1) You suggest to migrate to 9.4. We are the Belgian office of a multinational big company. We have a local mainframe, and will work on the international Linux environment. So we have no decission power about SAS versions. It is an existing environment.
2) It is not just a matter of transferring /modifying SAS data and SAS programs. A lot of our input data is coming from DB2 extracts, GDG files, IMS/DLI, etc. We do NOT have SAS/Connect available, and we are NOT allowed to use for instance FTP access to read from LINUX data on our mainframe. So, our batch jobs on Linux start with a file transfer (binary) of sequential files from mainframe to Linux. These mainframe files often have PD and ZD data. We have modules to 'update' our SAS programs automatically to be Linux compatible (lengths for numeric fields, JCL translated into LIBNAMEs and FILENAMES, specific mainframe options (like DYNALLOC for instance) removed etc.
3) we have several applications that need re-design: for instance SAS/AF is not working anymore in EBI, SAS/FSP windows are not working anymore in EBI, IMS/DLI data access is not available on Linux, calling COBOL routines is not available etc. So there is a need for real in depth testing.
09-25-2014 03:21 AM
Henri, nothing to be a BUT... as what you are describing is quite common for that big companies with a long history.
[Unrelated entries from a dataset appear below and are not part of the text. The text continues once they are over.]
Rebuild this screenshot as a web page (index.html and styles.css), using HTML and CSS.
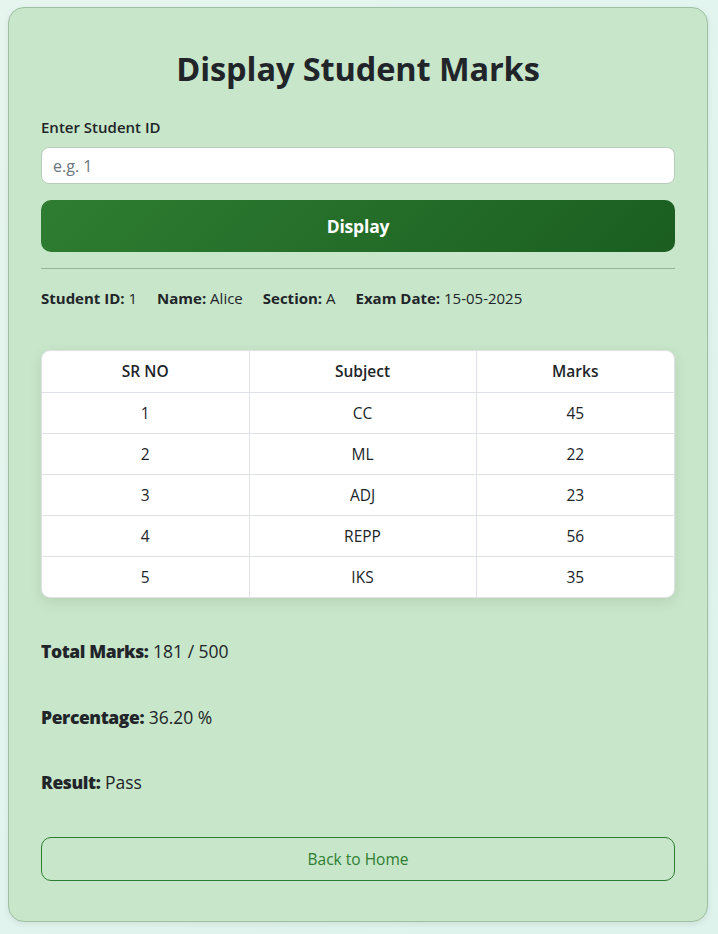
FILE: index.html
```html
<!DOCTYPE html>
<html lang="en">
<head>
<meta charset="utf-8">
<title>Display Student Marks</title>
<link rel="stylesheet" href="styles.css">
</head>
<body>
<main class="card">
  <h1 class="title">Display Student Marks</h1>
  <form class="form">
    <label class="label" for="sid">Enter Student ID</label>
    <input class="input" id="sid" type="text" placeholder="e.g. 1">
    <button class="btn-primary" type="button">Display</button>
  </form>
  <hr class="divider">
  <div class="info">
    <span><b>Student ID:</b> 1</span>
    <span><b>Name:</b> Alice</span>
    <span><b>Section:</b> A</span>
    <span><b>Exam Date:</b> 15-05-2025</span>
  </div>
  <div class="table-wrap">
    <table class="marks">
      <thead>
        <tr><th>SR NO</th><th>Subject</th><th>Marks</th></tr>
      </thead>
      <tbody>
        <tr><td>1</td><td>CC</td><td>45</td></tr>
        <tr><td>2</td><td>ML</td><td>22</td></tr>
        <tr><td>3</td><td>ADJ</td><td>23</td></tr>
        <tr><td>4</td><td>REPP</td><td>56</td></tr>
        <tr><td>5</td><td>IKS</td><td>35</td></tr>
      </tbody>
    </table>
  </div>
  <div class="summary">
    <p class="sum-line"><b>Total Marks:</b> 181 / 500</p>
    <p class="sum-line"><b>Percentage:</b> 36.20 %</p>
    <p class="sum-line"><b>Result:</b> Pass</p>
  </div>
  <a class="btn-outline" href="#">Back to Home</a>
</main>
</body>
</html>
```
FILE: styles.css
```css
* { box-sizing: border-box; }
html, body { margin: 0; }
body {
  background: linear-gradient(135deg, #e6f6ef, #ddf3ec);
  font-family: "Open Sans", "Noto Sans", sans-serif;
  color: #212529;
  padding: 7px 10px 13px 8px;
  min-height: 934px;
}
.card {
  width: 700px;
  background: #c8e6c9;
  border: 1px solid #9fbfa3;
  border-radius: 16px;
  padding: 41px 32px 40px;
  box-shadow: 0 2px 6px rgba(0,0,0,0.08);
}
.title {
  margin: 0 0 29px;
  text-align: center;
  font-size: 32.5px;
  font-weight: 700;
  line-height: 1.2;
  letter-spacing: -0.1px;
}
.form { display: flex; flex-direction: column; }
.label {
  font-size: 15px;
  font-weight: 600;
  line-height: 20px;
  margin-bottom: 10px;
}
.input {
  height: 37px;
  border: 1px solid #b9ccbb;
  border-radius: 8px;
  background: #fff;
  padding: 0 11px;
  font: inherit;
  font-size: 16px;
  margin-bottom: 16px;
}
.input::placeholder { color: #6c757d; }
.btn-primary {
  height: 52px;
  border: 0;
  border-radius: 10px;
  background: linear-gradient(135deg, #2e7d32, #1b5e20);
  color: #fff;
  font: inherit;
  font-size: 17.5px;
  font-weight: 700;
  letter-spacing: -0.2px;
}
.divider {
  border: 0;
  border-top: 1px solid #98b39b;
  margin: 16px 0 18px;
}
.info {
  display: flex;
  gap: 20px;
  font-size: 15px;
  line-height: 22px;
}
.info b { font-weight: 700; }
.table-wrap {
  margin-top: 41px;
  background: #fff;
  border-radius: 9px;
  overflow: hidden;
  box-shadow: 0 4px 14px rgba(0,0,0,0.09);
  border: 1px solid #dee2e6;
}
.marks {
  width: 100%;
  border-collapse: collapse;
  font-size: 15.5px;
  text-align: center;
}
.marks th, .marks td {
  height: 41px;
  border: 1px solid #dee2e6;
  padding: 0 8px;
}
.marks tr:first-child th { border-top: 0; }
.marks tr:last-child td { border-bottom: 0; }
.marks th:first-child, .marks td:first-child { border-left: 0; width: 207px; }
.marks th:last-child, .marks td:last-child { border-right: 0; width: 198px; }
.marks th { font-weight: 600; }
.summary { margin-top: 42px; }
.sum-line {
  margin: 0 0 42.5px;
  font-size: 17.5px;
  line-height: 23px;
}
.sum-line b { font-weight: 800; letter-spacing: -0.4px; }
.btn-outline {
  display: flex;
  align-items: center;
  justify-content: center;
  height: 44px;
  border: 1px solid #2e7d32;
  border-radius: 10px;
  color: #2e7d32;
  text-decoration: none;
  font-size: 15.5px;
  font-weight: 500;
}
.summary + .btn-outline { margin-top: 8px; }
```
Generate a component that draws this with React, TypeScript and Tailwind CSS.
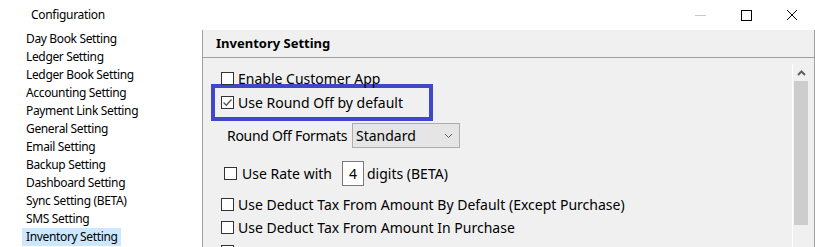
const menu = [
  'Day Book Setting',
  'Ledger Setting',
  'Ledger Book Setting',
  'Accounting Setting',
  'Payment Link Setting',
  'General Setting',
  'Email Setting',
  'Backup Setting',
  'Dashboard Setting',
  'Sync Setting (BETA)',
  'SMS Setting',
  'Inventory Setting',
];

function Box({ checked = false }: { checked?: boolean }) {
  return (
    <span className="w-[13px] h-[13px] border border-[#333] bg-white flex items-center justify-center shrink-0">
      {checked && (
        <svg width="11" height="11" viewBox="0 0 11 11">
          <path d="M1.5 5.5 L4.3 8.3 L9.5 2.5" fill="none" stroke="#555" strokeWidth="1.3" />
        </svg>
      )}
    </span>
  );
}

export default function App() {
  return (
    <div className="w-[815px] h-[247px] bg-white overflow-hidden flex flex-col text-[#000]" style={{ fontFamily: '"Noto Sans", sans-serif' }}>
      {/* title bar */}
      <div className="h-[30px] flex items-center shrink-0">
        <span className="ml-[31px] text-[12px] tracking-[-0.3px]">Configuration</span>
        <div className="ml-auto flex items-center h-full">
          <div className="w-[46px] h-full flex items-center justify-center">
            <span className="w-[11px] h-px bg-[#c8c8c8]" />
          </div>
          <div className="w-[46px] h-full flex items-center justify-center">
            <span className="w-[11px] h-[11px] border border-black" />
          </div>
          <div className="w-[46px] h-full flex items-center justify-center">
            <svg width="12" height="12" viewBox="0 0 12 12">
              <path d="M1 1 L11 11 M11 1 L1 11" stroke="#000" strokeWidth="1" />
            </svg>
          </div>
        </div>
      </div>

      <div className="flex flex-1 min-h-0">
        {/* left list */}
        <div className="w-[203px] shrink-0 border-r border-[#a0a0a0] bg-white">
          {menu.map((m) => (
            <div key={m} className="h-[18px] flex items-center">
              <span
                className={
                  'ml-[22px] pl-[4px] pr-[3px] h-[18px] flex items-center text-[12px] tracking-[-0.35px] ' +
                  (m === 'Inventory Setting' ? 'bg-[#cce8ff]' : '')
                }
              >
                {m}
              </span>
            </div>
          ))}
        </div>

        {/* right panel */}
        <div className="flex-1 bg-[#f0f0f0] border-r border-[#a0a0a0] flex flex-col">
          <div className="h-[28px] shrink-0 border-b border-[#a0a0a0] flex items-center pl-[13px]">
            <span className="text-[13px] font-bold">Inventory Setting</span>
          </div>
          <div className="flex flex-1 min-h-0">
            <div className="flex-1 text-[14px]">
              <div className="mt-[14px] ml-[18px] flex items-center gap-[4px] h-[13px]">
                <Box />
                <span>Enable Customer App</span>
              </div>
              <div className="mt-[-1px] ml-[8px] w-[222px] h-[37px] border-[4px] border-[#3f48cc] flex items-center pl-[6px] gap-[4px]">
                <Box checked />
                <span>Use Round Off by default</span>
              </div>
              <div className="mt-[2px] ml-[24px] flex items-center h-[25px]">
                <span className="w-[125px] shrink-0 whitespace-nowrap tracking-[-0.3px]">Round Off Formats</span>
                <div className="w-[108px] h-[25px] bg-[#e5e5e5] border border-[#adadad] flex items-center pl-[3px] pr-[6px]">
                  <span>Standard</span>
                  <svg className="ml-auto" width="9" height="6" viewBox="0 0 9 6">
                    <path d="M1 1 L4.5 4.5 L8 1" fill="none" stroke="#606060" strokeWidth="1" />
                  </svg>
                </div>
              </div>
              <div className="mt-[13px] ml-[21px] flex items-center h-[25px]">
                <Box />
                <span className="ml-[5px]">Use Rate with</span>
                <span className="ml-[10px] w-[22px] h-[25px] bg-white border border-[#7a7a7a] flex items-center justify-center">4</span>
                <span className="ml-[3px]">digits (BETA)</span>
              </div>
              <div className="mt-[12px] ml-[18px] flex items-center gap-[4px] h-[13px]">
                <Box />
                <span>Use Deduct Tax From Amount By Default (Except Purchase)</span>
              </div>
              <div className="mt-[10px] ml-[18px] flex items-center gap-[4px] h-[13px]">
                <Box />
                <span>Use Deduct Tax From Amount In Purchase</span>
              </div>
              <div className="mt-[11px] ml-[18px] flex items-center h-[13px]">
                <Box />
              </div>
            </div>
            {/* scrollbar */}
            <div className="mt-[6px] w-[17px] border-l border-white flex flex-col shrink-0">
              <div className="h-[17px] flex items-center justify-center">
                <svg width="9" height="6" viewBox="0 0 9 6">
                  <path d="M1 5 L4.5 1.5 L8 5" fill="none" stroke="#606060" strokeWidth="2" />
                </svg>
              </div>
              <div className="mx-px h-[144px] bg-[#cdcdcd]" />
            </div>
            <div className="w-[5px] shrink-0" />
          </div>
        </div>
      </div>
    </div>
  );
}
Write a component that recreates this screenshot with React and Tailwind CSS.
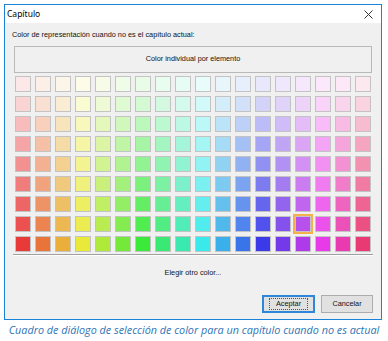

The issues you are describing including all politics is business as usual and they are not being correct as of the bokito-culture http://en.wikipedia.org/wiki/Bokito_(gorilla). When you are keeping 30 years history this is for Life insurance in other cases there should data being wiped as of retention policies.
ad 1) Nice that it is an big international company and they are supporting it wit an international Linux environment. But there are some issue-s to mention on that.
There are guidelines on IT governance (ISO27k series, SOX, Basel III, COBIT etc) the international differences are rather small but the control checks on that can be different. A prudent IT governance is also stating you should not have outdated software in use, keeping it up to date (Life Cycle Management).
There is something to be worked as concern not knowing your influence.
Well they are saying there is an existing EBI environment, than there should be a SAS platform admin (all hats) supporting you. When not than there is another political issue to solve.
ad 2) All those other Mainframe types being used. Nothing special for me, although you did not mention that. I did mention SMF (special types VBS) You did not mention VSAM. SAS is using some QSAM type with excp access methods. The numeric conversion was one of my advices, you have it already. I am not seeing response to that 4-8 byte standard but that is just some more detailed.
JCL being translated into Libname/filenames is not very sensible to put that into SAS sources. The best place to do that in an EBI (BI/DI) environment is to define those associated wiht an appserver-context. The appserver-context is a logical application environment. You did not mention how many of those you have.
With filenames macros formats involved you get into updating the usermod-files at the OS-level at the .../Lev-/<SASApp>/... You need a platform admin.
For those PD and ZD fields you are most likely run into conceptually issues as of the precision if the floatings. A banking account number is not suitable for being processed as numeric(floating) in SAS.
That not being allowed of using FTP (not encrypted enve no password encryption) not giving SAS/connect (has password encryption, has data encryption with 9.4 sas/secure AES included) is an example of the typical bokito of the old classic IT department.
The are forcing you into their sFTP tooling no matter whether it is a good fit or not. sFTP is logical the same as a FTP the only difference is that encryption. That encryption is done as part of the mentioned regualtions. Some often practized joke only doing those things as of regulations you like without really wanting to do them.
ad 3) With EBI you cannot run SAS/AF as EBI is C/S server based. You need to go for SAS-VA (9.4 strongly recommended) or SAS portal (web based reporting) Both are heavily based on the SAS metadataserver. That is where you are needing SAS platform admin support from architectural vision to operational actions.
I expect this change is followed up by the statement SAS should be replaced by ... An ... is another more preferred tool by your multinational.
You could run however SAS/AF on Linux (using X11) or Windows-base. That brings you into a possible position that users are not allowed on Unix.
Nothing new here.
My preference for SAS/connect is that is making most of that all that transparant. I have run that and supporting Windows Unix and Mainframe processing for some analytic users (marketing/business analysts). Running that all at the same time and the data seen as being federated.
Yep, I have seen that all before.
My history is about 30 years on this (SAS and Systems programmer IBM context), personal being part of some retention policies.